The Battle for Long Island: Four Major Players Vie for Nassau Coliseum

Exterior rendering of a renovated Nassau Veterans Memorial Coliseum, which could include  additional venues and retail stores. (Courtesy of Madison Square Garden)

MSGC indeed has a strong personal connection to Long Island, which is home to the Dolan family that controls the business. The Dolans, who also control Cablevision Systems, are entrenched in the Long Island market in terms of media: MSG Network (which has telecast Islanders games for 30 years), MSG Plus and Fuse have 700,000 subscribers on Long Island, and the MSG ticket buyer database boasts 650,000 Long Islander names. They also control the local newspaper, Newsday. Word on the street is the Dolans want this one bad.
 
The Dolans’ allies are strong. MSG is partnered with developer the Cordish Cos. (the industry leader in developing entertainment districts around anchor venues) and architectural firm SCI Architects (overseeing the $1 billion transformation of MSG and the $75 million renovation of the Forum in Los Angeles), RXR Realty (“the largest land owner around this project,” MSGC’s Ratner says) and investment firm Jones Lang LaSalle, which is also involved in both the Garden and Forum projects.
 
MSGC’s “compelling, yet realistic plan” includes flex capacity from 14,500 (highest of the four bids) down to 1,700 seats.

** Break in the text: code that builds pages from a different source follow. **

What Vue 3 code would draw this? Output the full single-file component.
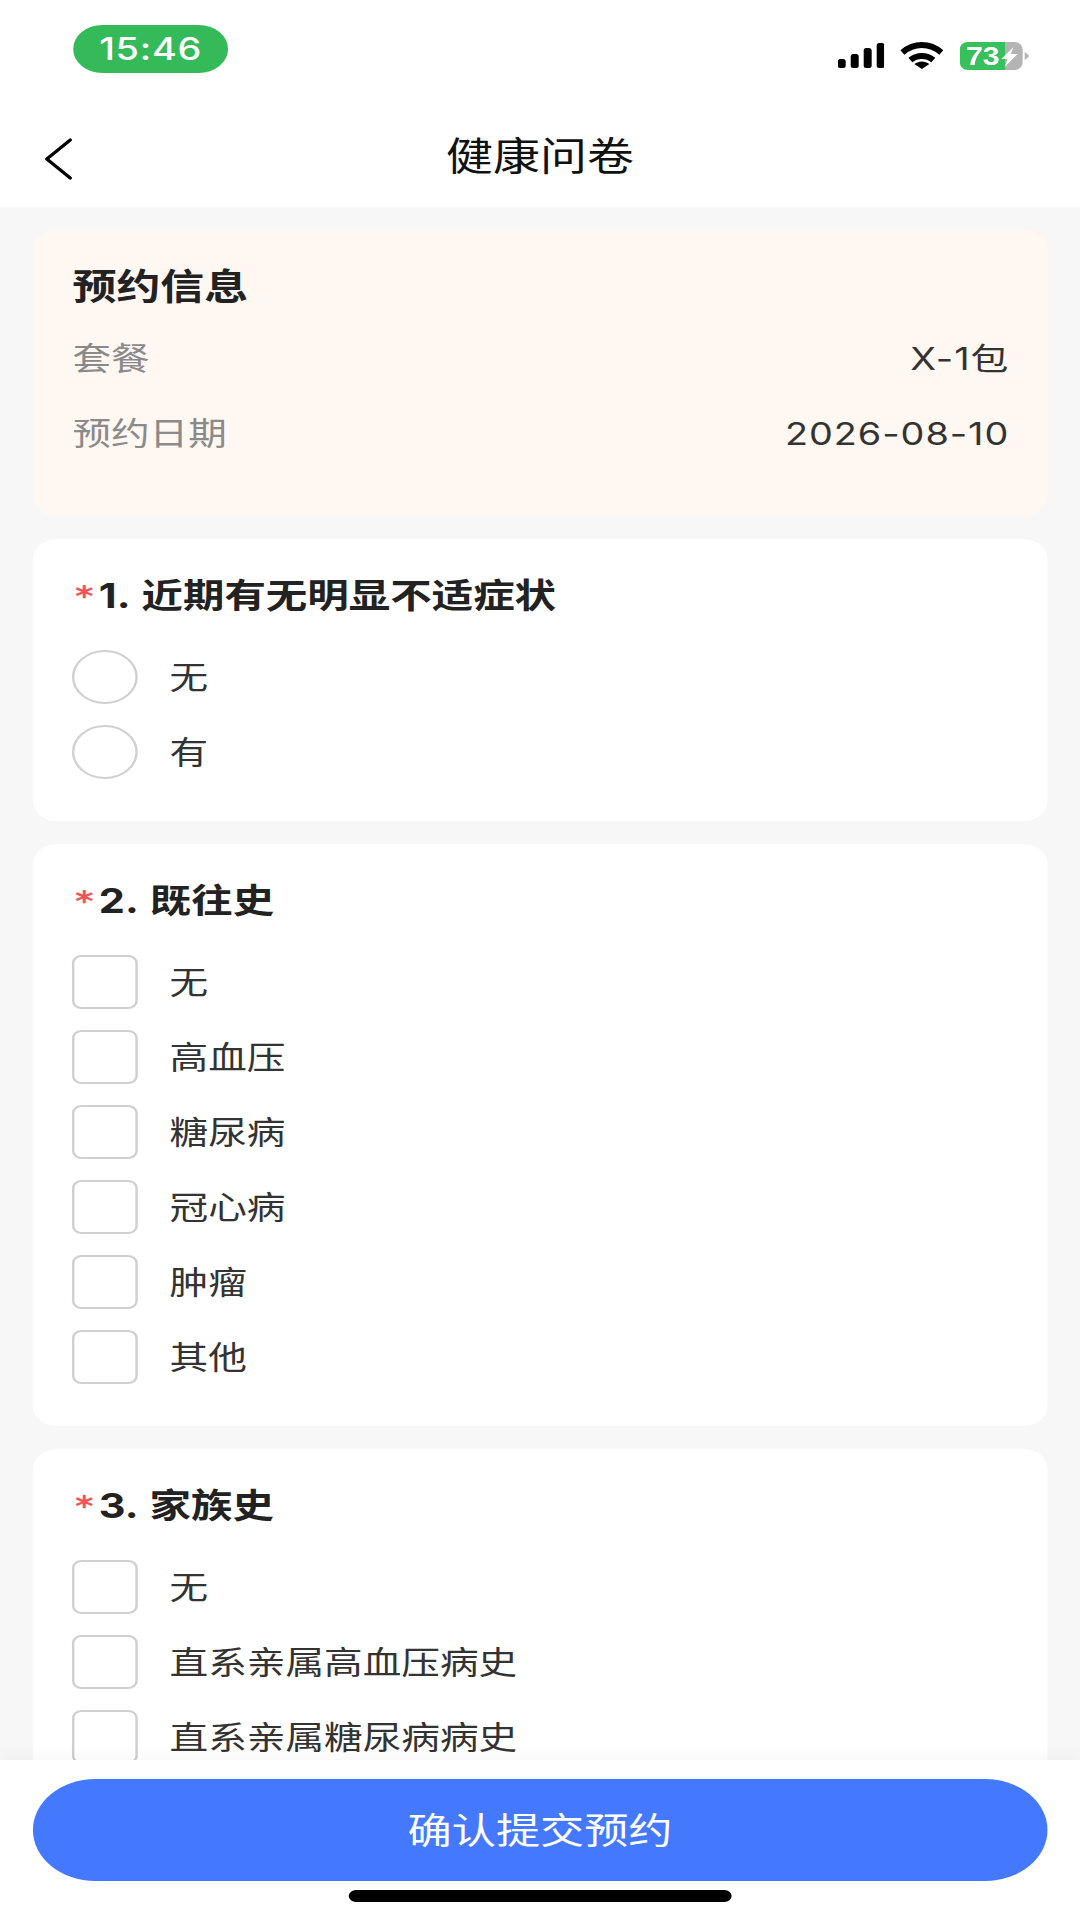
<script setup>
const info = [
  { label: '套餐', value: 'X-1包' },
  { label: '预约日期', value: '2026-08-10' }
]
const questions = [
  { no: 1, title: '近期有无明显不适症状', type: 'radio', options: ['无', '有'] },
  { no: 2, title: '既往史', type: 'check', options: ['无', '高血压', '糖尿病', '冠心病', '肿瘤', '其他'] },
  { no: 3, title: '家族史', type: 'check', options: ['无', '直系亲属高血压病史', '直系亲属糖尿病病史'] }
]
</script>

<template>
  <div class="viewport">
    <div class="stage">
      <header class="status">
        <div class="time">15:46</div>
        <div class="indicators">
          <svg class="signal" viewBox="0 0 47 25" preserveAspectRatio="none">
            <rect x="0" y="16" width="8" height="9" rx="2.5" />
            <rect x="13" y="11" width="8" height="14" rx="2.5" />
            <rect x="26" y="5" width="8" height="20" rx="2.5" />
            <rect x="39" y="0" width="8" height="25" rx="2.5" />
          </svg>
          <svg class="wifi" viewBox="0 0 44 27" preserveAspectRatio="none">
            <path d="M2.5 10.5 C14 0.5 30 0.5 41.5 10.5" fill="none" stroke="#000" stroke-width="6" />
            <path d="M10.5 18 C17 12.5 27 12.5 33.5 18" fill="none" stroke="#000" stroke-width="6" />
            <path d="M14.5 22 C19 18.5 25 18.5 29.5 22 L22 27 Z" fill="#000" />
          </svg>
          <div class="battery">
            <svg class="battery-art" viewBox="0 0 69 28" preserveAspectRatio="none">
              <path d="M8 0 H46 V28 H8 A8 8 0 0 1 0 20 V8 A8 8 0 0 1 8 0 Z" fill="#37c05c" />
              <path d="M46 0 H55 A8 8 0 0 1 63 8 V20 A8 8 0 0 1 55 28 H46 Z" fill="#b4b4b4" />
              <path d="M65 10 L69 13 V15 L65 18 Z" fill="#b4b4b4" />
              <path d="M54 5 L41.5 17 H48 L45 25 L58 12 H51 Z" fill="#fff" />
            </svg>
            <span class="battery-text">73</span>
          </div>
        </div>
      </header>

      <nav class="nav">
        <svg class="back" viewBox="0 0 30 42" preserveAspectRatio="none">
          <path d="M27 2 L3 21 L27 40" fill="none" stroke="#000" stroke-width="3.4" stroke-linecap="round" stroke-linejoin="round" />
        </svg>
        <h1 class="nav-title">健康问卷</h1>
      </nav>

      <main class="content">
        <section class="card info">
          <h2 class="info-title">预约信息</h2>
          <div v-for="row in info" :key="row.label" class="info-row">
            <span class="info-label">{{ row.label }}</span>
            <span class="info-value">{{ row.value }}</span>
          </div>
        </section>

        <section v-for="q in questions" :key="q.no" class="card question">
          <h3 class="q-title"><span class="star">*</span><span class="q-text">{{ q.no }}. {{ q.title }}</span></h3>
          <div class="options">
            <div v-for="opt in q.options" :key="opt" class="option">
              <span class="mark" :class="q.type"></span>
              <span class="opt-label">{{ opt }}</span>
            </div>
          </div>
        </section>
      </main>

      <footer class="footer">
        <button class="submit" type="button">确认提交预约</button>
        <div class="home-bar"></div>
      </footer>
    </div>
  </div>
</template>

<style>
html, body { margin: 0; background: #fff; }
</style>

<style scoped>
.viewport {
  width: 1080px;
  height: 1920px;
  overflow: hidden;
  background: #fff;
}
/* The reference is a phone capture stretched horizontally to fill the frame. */
.stage {
  width: 885.7px;
  height: 1920px;
  transform: scaleX(1.2194);
  transform-origin: 0 0;
  display: flex;
  flex-direction: column;
  font-family: "Inter", "Noto Sans CJK SC", sans-serif;
  color: #222;
}
.status {
  height: 103px;
  flex: none;
  background: #fff;
  display: flex;
  justify-content: space-between;
  align-items: flex-start;
  padding: 25px 0 0 60px;
  box-sizing: border-box;
}
.time {
  width: 127px;
  height: 48px;
  border-radius: 24px;
  background: #35ba5a;
  color: #fff;
  font-size: 31px;
  font-weight: 500;
  line-height: 48px;
  text-align: center;
  letter-spacing: 0.6px;
}
.indicators {
  display: flex;
  align-items: flex-start;
  padding: 17px 42px 0 0;
}
.signal { width: 38.5px; height: 25px; margin-top: 1px; fill: #000; }
.wifi { width: 36px; height: 27px; margin-left: 13px; }
.battery { position: relative; width: 56.6px; height: 28px; margin-left: 13px; }
.battery-art { display: block; width: 100%; height: 100%; }
.battery-text {
  position: absolute;
  left: 5px;
  top: 0;
  font-family: "Liberation Sans", sans-serif;
  font-size: 25px;
  font-weight: 700;
  line-height: 28px;
  color: #fff;
}
.nav {
  height: 104px;
  flex: none;
  background: #fff;
  display: flex;
  align-items: center;
  justify-content: center;
  position: relative;
}
.back {
  position: absolute;
  left: 36px;
  top: 35px;
  width: 24px;
  height: 42px;
}
.nav-title {
  margin: 0;
  padding-top: 2px;
  font-size: 38.5px;
  font-weight: 400;
  color: #111;
  line-height: 1;
}
.content {
  flex: 1;
  min-height: 0;
  overflow: hidden;
  background: #f7f7f7;
  padding: 23px 27px 0;
  display: flex;
  flex-direction: column;
  gap: 23px;
}
.card {
  flex: none;
  background: #fff;
  border-radius: 20px;
  box-sizing: border-box;
}
.info {
  height: 286px;
  background: #fef7f2;
  padding: 33px 32.5px 0;
}
.info-title {
  margin: 0 0 9.5px;
  font-size: 36px;
  font-weight: 700;
  line-height: 48px;
  color: #222;
}
.info-row {
  display: flex;
  justify-content: space-between;
  align-items: baseline;
  height: 75px;
  line-height: 75px;
  font-size: 31.6px;
}
.info-label { color: #8a8a8a; }
.info-value { color: #333; font-size: 31px; letter-spacing: 0.8px; margin-right: -1.5px; }
.question { padding: 33px 32px 42px; }
.q-title {
  margin: 0 0 30px;
  font-size: 34px;
  font-weight: 700;
  line-height: 48px;
  color: #222;
  display: flex;
  white-space: pre;
}
.q-text { word-spacing: 2px; }
.star {
  width: 22px;
  margin-left: -1px;
  margin-right: 1px;
  color: #f5515a;
  font-family: "DejaVu Sans", sans-serif;
  font-size: 29px;
  font-weight: 700;
  text-align: center;
}
.options { display: flex; flex-direction: column; gap: 21px; }
.option { display: flex; align-items: center; height: 54px; }
.mark {
  flex: none;
  width: 54px;
  height: 54px;
  box-sizing: border-box;
  border: 2.8px solid #d0d0d0;
  background: #fff;
}
.mark.radio { border-radius: 50%; }
.mark.check { border-radius: 8px; }
.opt-label {
  margin-left: 26px;
  padding-bottom: 4px;
  font-size: 31.7px;
  color: #333;
}
.footer {
  height: 160px;
  flex: none;
  background: #fff;
  box-shadow: 0 -6px 12px rgba(0, 0, 0, 0.03);
  padding: 19px 27px 0;
  box-sizing: border-box;
  position: relative;
  display: flex;
  flex-direction: column;
  align-items: center;
}
.submit {
  width: 100%;
  height: 102px;
  flex: none;
  border: 0;
  border-radius: 51px;
  background: #4479ff;
  color: #fff;
  font-family: inherit;
  font-size: 36.2px;
  padding: 0 0 5px;
}
.home-bar {
  width: 314px;
  height: 12px;
  margin-top: 9px;
  border-radius: 6px;
  background: #000;
}
</style>
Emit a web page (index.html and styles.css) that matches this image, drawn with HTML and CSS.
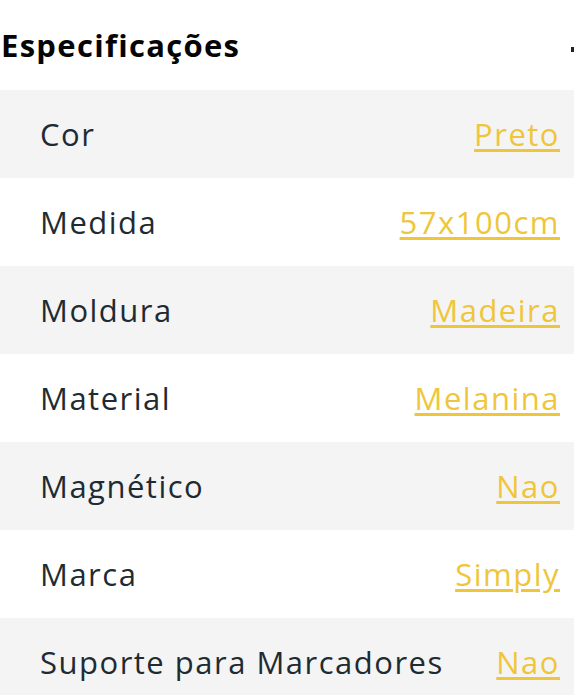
FILE: index.html
```html
<!DOCTYPE html>
<html lang="pt">
<head>
<meta charset="utf-8">
<link rel="stylesheet" href="styles.css">
</head>
<body>
<section class="specs">
  <header class="specs-head">
    <h2 class="specs-title">Especificações</h2>
    <span class="specs-toggle"></span>
  </header>
  <ul class="specs-list">
    <li class="spec-row"><span class="spec-label">Cor</span><a class="spec-value" href="#">Preto</a></li>
    <li class="spec-row"><span class="spec-label">Medida</span><a class="spec-value" href="#">57x100cm</a></li>
    <li class="spec-row"><span class="spec-label">Moldura</span><a class="spec-value" href="#">Madeira</a></li>
    <li class="spec-row"><span class="spec-label">Material</span><a class="spec-value" href="#">Melanina</a></li>
    <li class="spec-row"><span class="spec-label">Magnético</span><a class="spec-value" href="#">Nao</a></li>
    <li class="spec-row"><span class="spec-label">Marca</span><a class="spec-value" href="#">Simply</a></li>
    <li class="spec-row"><span class="spec-label">Suporte para Marcadores</span><a class="spec-value" href="#">Nao</a></li>
  </ul>
</section>
</body>
</html>
```
FILE: styles.css
```css
html, body {
  margin: 0;
  padding: 0;
  background: #ffffff;
}
body {
  font-family: "Open Sans", "DejaVu Sans", sans-serif;
  color: #1f2b33;
  overflow: hidden;
}
.specs {
  width: 574px;
}
.specs-head {
  height: 90px;
  display: flex;
  align-items: center;
  justify-content: space-between;
  padding-left: 1px;
}
.specs-title {
  margin: 0;
  font-size: 31px;
  font-weight: 700;
  letter-spacing: 1.3px;
  color: #050505;
  line-height: 1;
}
.specs-toggle {
  width: 3px;
  height: 5px;
  background: #222;
  margin-top: 8px;
}
.specs-list {
  list-style: none;
  margin: 0;
  padding: 0;
}
.spec-row {
  height: 88px;
  display: flex;
  align-items: center;
  justify-content: space-between;
  padding: 0 14px 0 40px;
  font-size: 31px;
  letter-spacing: 1.5px;
}
.spec-row:nth-child(odd) {
  background: #f4f4f4;
}
.spec-label {
  color: #1f2b33;
}
.spec-value {
  color: #efc63a;
  text-decoration: underline;
  text-decoration-thickness: 3px;
  text-underline-offset: 3px;
}
```
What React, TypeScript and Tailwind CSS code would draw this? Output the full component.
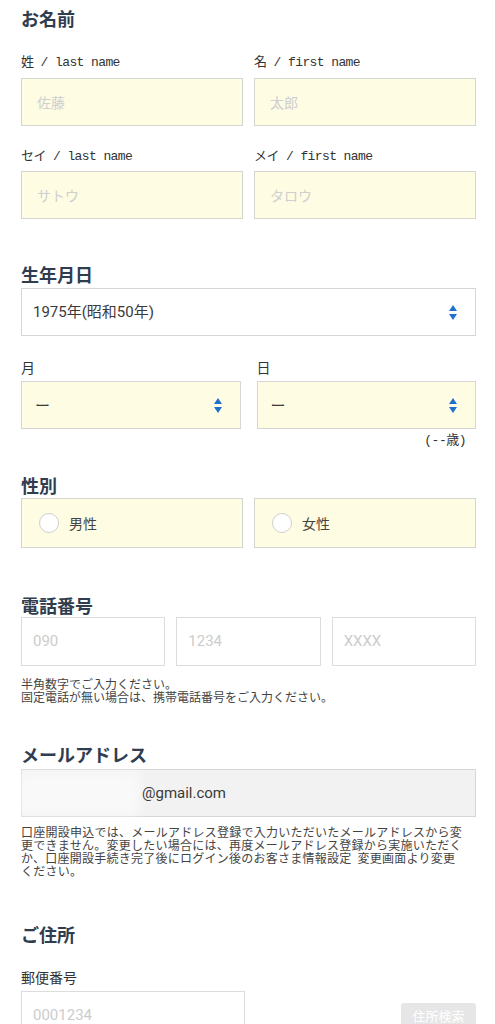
const jp = "font-['Noto_Sans_CJK_JP',sans-serif]";
const mono = "font-['Liberation_Mono','Noto_Sans_CJK_JP',monospace]";
const roboto = "font-['Roboto','Noto_Sans_CJK_JP',sans-serif]";

const Heading = ({ children, className = "" }: { children: React.ReactNode; className?: string }) => (
  <h2 className={`text-[18px] leading-[24px] font-bold text-[#2f3d4f] ${jp} ${className}`}>{children}</h2>
);

const Label = ({ children, className = "" }: { children: React.ReactNode; className?: string }) => (
  <div className={`text-[13px] leading-[16px] tracking-[-0.6px] text-[#333] ${mono} ${className}`}>{children}</div>
);

const Arrows = () => (
  <svg width="8" height="15" viewBox="0 0 8 15" className="shrink-0">
    <path d="M0 6 L4 0 L8 6 Z" fill="#1f6fd0" />
    <path d="M0 9 L8 9 L4 15 Z" fill="#1f6fd0" />
  </svg>
);

const YellowInput = ({ placeholder }: { placeholder: string }) => (
  <div className={`h-[48px] border border-[#d6d6d0] bg-[#fefce2] px-[15px] flex items-center text-[14px] text-[#cfcfcf] ${jp}`}>
    {placeholder}
  </div>
);

const WhiteInput = ({ placeholder }: { placeholder: string }) => (
  <div className={`h-[49px] border border-[#dcdcdc] bg-white px-[11px] flex items-center text-[15px] text-[#cccccc] ${roboto}`}>
    {placeholder}
  </div>
);

const Select = ({ value, yellow }: { value: string; yellow?: boolean }) => (
  <div
    className={`h-[48px] border border-[#d6d6d6] ${yellow ? "bg-[#fefce2] pl-[13px]" : "bg-white pl-[11px]"} pr-[18px] flex items-center justify-between text-[15px] text-[#3a3a3a] ${yellow ? jp : roboto}`}
  >
    <span>{value}</span>
    <Arrows />
  </div>
);

const Radio = ({ label }: { label: string }) => (
  <div className={`h-[50px] border border-[#d6d6d0] bg-[#fefce2] pl-[17px] flex items-center gap-[10px] text-[14px] text-[#444] ${jp}`}>
    <span className="w-[20px] h-[20px] rounded-full bg-white border border-[#cfcfcf]" />
    <span>{label}</span>
  </div>
);

export default function App() {
  return (
    <div className="w-[495px] min-h-[1024px] bg-white pl-[21px] pr-[19px] pt-[6px] overflow-hidden">
      {/* お名前 */}
      <Heading>お名前</Heading>
      <div className="grid grid-cols-2 gap-x-[11px] mt-[25px]">
        <div>
          <Label>姓 / last name</Label>
          <div className="mt-[7px]">
            <YellowInput placeholder="佐藤" />
          </div>
        </div>
        <div>
          <Label>名 / first name</Label>
          <div className="mt-[7px]">
            <YellowInput placeholder="太郎" />
          </div>
        </div>
      </div>
      <div className="grid grid-cols-2 gap-x-[11px] mt-[23px]">
        <div>
          <Label>セイ / last name</Label>
          <div className="mt-[6px]">
            <YellowInput placeholder="サトウ" />
          </div>
        </div>
        <div>
          <Label>メイ / first name</Label>
          <div className="mt-[6px]">
            <YellowInput placeholder="タロウ" />
          </div>
        </div>
      </div>

      {/* 生年月日 */}
      <Heading className="mt-[43px]">生年月日</Heading>
      <div className="mt-[2px]">
        <Select value="1975年(昭和50年)" />
      </div>
      <div className="grid grid-cols-2 gap-x-[16px] mt-[23px]">
        <div>
          <div className={`text-[14px] leading-[16px] text-[#333] ${jp}`}>月</div>
          <div className="mt-[6px]">
            <Select value="ー" yellow />
          </div>
        </div>
        <div>
          <div className={`text-[14px] leading-[16px] text-[#333] ${jp}`}>日</div>
          <div className="mt-[6px]">
            <Select value="ー" yellow />
          </div>
        </div>
      </div>
      <div className={`mt-[4px] pr-[10px] text-right text-[13px] leading-[16px] tracking-[-0.5px] text-[#333] ${mono}`}>(--歳)</div>

      {/* 性別 */}
      <Heading className="mt-[24px]">性別</Heading>
      <div className="grid grid-cols-2 gap-x-[11px] mt-[1px]">
        <Radio label="男性" />
        <Radio label="女性" />
      </div>

      {/* 電話番号 */}
      <Heading className="mt-[45px]">電話番号</Heading>
      <div className="grid grid-cols-3 gap-x-[11px]">
        <WhiteInput placeholder="090" />
        <WhiteInput placeholder="1234" />
        <WhiteInput placeholder="XXXX" />
      </div>
      <p className={`mt-[11px] text-[12px] leading-[13px] text-[#444] ${jp}`}>
        半角数字でご入力ください。
        <br />
        固定電話が無い場合は、携帯電話番号をご入力ください。
      </p>

      {/* メールアドレス */}
      <Heading className="mt-[39px]">メールアドレス</Heading>
      <div className="relative mt-[3px] h-[48px] border border-[#d6d6d6] bg-[#f2f2f2] flex items-center pl-[120px] text-[15px] text-[#3a3a3a]">
        <div className="absolute left-[-6px] top-[2px] h-[44px] w-[124px] bg-white/55 blur-[6px]" />
        <span className={`relative ${roboto}`}>@gmail.com</span>
      </div>
      <p className={`mt-[8px] text-[12px] leading-[13px] tracking-[0.25px] text-[#444] ${jp}`}>
        口座開設申込では、メールアドレス登録で入力いただいたメールアドレスから変
        <br />
        更できません。変更したい場合には、再度メールアドレス登録から実施いただく
        <br />
        か、口座開設手続き完了後にログイン後のお客さま情報設定&nbsp; 変更画面より変更
        <br />
        ください。
      </p>

      {/* ご住所 */}
      <Heading className="mt-[45px]">ご住所</Heading>
      <div className={`mt-[23px] text-[14px] leading-[16px] text-[#333] ${jp}`}>郵便番号</div>
      <div className="mt-[6px] flex items-center justify-between">
        <div className={`w-[224px] h-[49px] border border-[#dcdcdc] bg-white px-[11px] flex items-center text-[15px] text-[#cccccc] ${roboto}`}>
          0001234
        </div>
        <button className={`w-[75px] h-[26px] rounded-[3px] bg-[#e6e6e6] text-white text-[13px] ${jp}`}>住所検索</button>
      </div>
    </div>
  );
}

It’s projecting 330 events annually, including 150 free community events, along with the Long Island Live! entertainment district from Cordish. Private investment of $250 million would be committed to the project and, as opposed to a multiple-phase development, the arena and district projects would go up concurrently.
 
New York Sports & Entertainment is partnered with Philadelphia-based facility management firm Global Spectrum in a bid for an interior renovation of the Nassau Coliseum, keeping the exterior as is, gutting the interior and significantly downsizing capacity to about 8,000 for hockey and 10,000 for concerts or basketball, according to NYS&E CEO Bernard Shereck. It, too, would go with all private funding, with the cost estimated between $50 million and $70 million. “We don’t believe it will exceed $100 million,” he says.
 
Shereck, a native Canadian and self-proclaimed “hockey guy,” owns the Arena of Long Beach (N.Y.) and holds the rights for an East Coast Hockey League minor-league franchise on Long Island, as well as a professional indoor lacrosse team.
 
Global Spectrum is an industry leader, operating 36 arenas, 30 convention centers and 10 stadiums, among other venues, for a total of 114. The firm also has ticketing operations (Paciolan, New Era), concessions (Ovations) and marketing/sponsorships (Front Row Marketing Services). “We have an agreement in place with Global Spectrum to manage the building and we’re the ones putting up the money,” Shereck says. “We’re David going against Goliath. And you know what happened to Goliath.”
 
Blumenfeld Development Group, led by Long Island developer Edward Blumenfeld, is working with SMG, the coliseum’s incumbent manager, as well as Mark Rosentraub, a professor of sports management at the University of Michigan. Their plan calls for demolishing the current arena and building a new 10,000-seat arena and a 100,000-square-foot convention center, along with an adjacent residential/retail/entertainment development at some point. The estimated cost of the new arena/exhibition center is approximately $200 million, while cost or timetable isn’t immediately available for the adjacent development.
 
SMG’s incumbent status would seem a plus, as under SMG’s management Nassau Coliseum has held its own in an increasingly competitive market, especially with the Barclays Center still in the honeymoon stage. So far this year the arena has hosted Luke Bryan, Ricardo Arjona, the Who, P!nk, Romeo Santos, Rick Ross, Miranda Lambert/Dierks Bentley and the “X Factor” auditions.